Banks and building societies have also had to shift resources because of the volume of calls from borrowers looking to take out a mortgage holiday.

The re-opening of the housing market in May has released a lot of pent up demand. This means lenders been inundated with mortgage applications and are having difficulty coping.

So in order to deal their existing workload, lenders are having to temporarily withdraw products.

David Hollingworth, associate director at L&C Mortgages, says: “Lenders may have found that the influx of customers poses a service issue so they may need to tailor that volume accordingly.

“What the market probably needs some a few more lenders to give a broader capacity range.”

He says a lot of the first-time buyer market has topped out at the 85% LTV level, with the 95% end of the LTV market virtually non-existent at the moment.

“To avoid this yo-yo effect, we need more lenders to move back into the 90% market to meet the demand that is clearly there.

“Once lenders start returning to the market, banks and building societies will be more confident that if they launch new products they will not be inundated and we will see a snowball effect."

Valuations

Nationwide says monthly house price growth fell by 1.7% in May, a drop of more than £4,000. This makes it the largest monthly fall since February 2009.

Martin Stewart, director at The Money Group, says falling house prices are also having an impact on the willingness of banks and building societies to lends.

He says: “Lenders will be worried about prices coming down.
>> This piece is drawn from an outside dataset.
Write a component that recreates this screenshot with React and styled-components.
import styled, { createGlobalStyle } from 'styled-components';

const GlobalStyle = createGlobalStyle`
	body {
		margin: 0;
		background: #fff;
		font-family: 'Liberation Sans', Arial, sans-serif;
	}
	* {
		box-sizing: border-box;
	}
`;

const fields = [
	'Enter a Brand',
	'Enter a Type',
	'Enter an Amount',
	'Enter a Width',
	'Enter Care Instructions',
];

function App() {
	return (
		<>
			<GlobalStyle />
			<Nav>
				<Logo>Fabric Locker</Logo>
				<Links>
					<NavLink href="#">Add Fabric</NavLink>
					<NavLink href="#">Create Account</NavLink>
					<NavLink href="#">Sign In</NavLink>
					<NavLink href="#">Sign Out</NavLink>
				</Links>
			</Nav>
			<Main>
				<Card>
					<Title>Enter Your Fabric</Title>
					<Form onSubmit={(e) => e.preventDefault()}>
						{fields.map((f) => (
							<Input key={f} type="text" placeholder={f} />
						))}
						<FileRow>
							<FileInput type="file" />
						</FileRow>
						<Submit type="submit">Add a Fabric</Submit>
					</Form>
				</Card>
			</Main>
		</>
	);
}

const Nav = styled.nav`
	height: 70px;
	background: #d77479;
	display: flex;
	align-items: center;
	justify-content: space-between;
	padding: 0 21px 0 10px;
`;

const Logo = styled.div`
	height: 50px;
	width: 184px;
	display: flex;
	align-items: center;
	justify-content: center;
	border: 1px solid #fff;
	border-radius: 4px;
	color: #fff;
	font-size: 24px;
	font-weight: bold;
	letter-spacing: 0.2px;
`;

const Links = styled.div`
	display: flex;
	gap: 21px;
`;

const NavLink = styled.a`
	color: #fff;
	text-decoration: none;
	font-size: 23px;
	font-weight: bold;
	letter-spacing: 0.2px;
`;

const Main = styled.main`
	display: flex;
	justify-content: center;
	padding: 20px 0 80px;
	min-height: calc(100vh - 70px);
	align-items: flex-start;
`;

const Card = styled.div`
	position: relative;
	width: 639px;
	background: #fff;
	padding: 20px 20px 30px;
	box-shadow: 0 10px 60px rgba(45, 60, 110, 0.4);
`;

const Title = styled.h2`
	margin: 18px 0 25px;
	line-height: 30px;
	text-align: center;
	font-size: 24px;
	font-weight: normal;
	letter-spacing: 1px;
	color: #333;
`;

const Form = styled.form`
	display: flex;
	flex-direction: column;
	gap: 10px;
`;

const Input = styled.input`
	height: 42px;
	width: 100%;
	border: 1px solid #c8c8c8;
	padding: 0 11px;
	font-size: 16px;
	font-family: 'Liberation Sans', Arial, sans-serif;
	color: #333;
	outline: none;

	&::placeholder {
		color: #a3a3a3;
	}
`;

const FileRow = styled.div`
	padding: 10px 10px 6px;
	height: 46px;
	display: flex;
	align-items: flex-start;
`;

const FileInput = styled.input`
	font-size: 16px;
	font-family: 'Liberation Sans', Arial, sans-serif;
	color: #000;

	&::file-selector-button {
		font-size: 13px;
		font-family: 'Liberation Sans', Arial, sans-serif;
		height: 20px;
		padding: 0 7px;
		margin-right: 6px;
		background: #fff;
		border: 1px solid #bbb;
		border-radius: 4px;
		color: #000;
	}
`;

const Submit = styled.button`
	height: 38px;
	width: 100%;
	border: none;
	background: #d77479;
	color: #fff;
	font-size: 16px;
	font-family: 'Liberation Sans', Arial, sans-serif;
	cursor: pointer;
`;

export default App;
They may be seeing new valuation data that is not quite as bullish as a lot of estate agents would have us belief, so they are going to proceed with caution when lending at higher LTVs.

“They might want to wait to see where the market lands before they start lending again.”

Borrowers with smaller deposits are generally seen as riskier, so banks and building societies are less willing to lend to them during an economic downturn.

If too many people take out large loans compared to their income or the value of their house this could put the banking system at risk.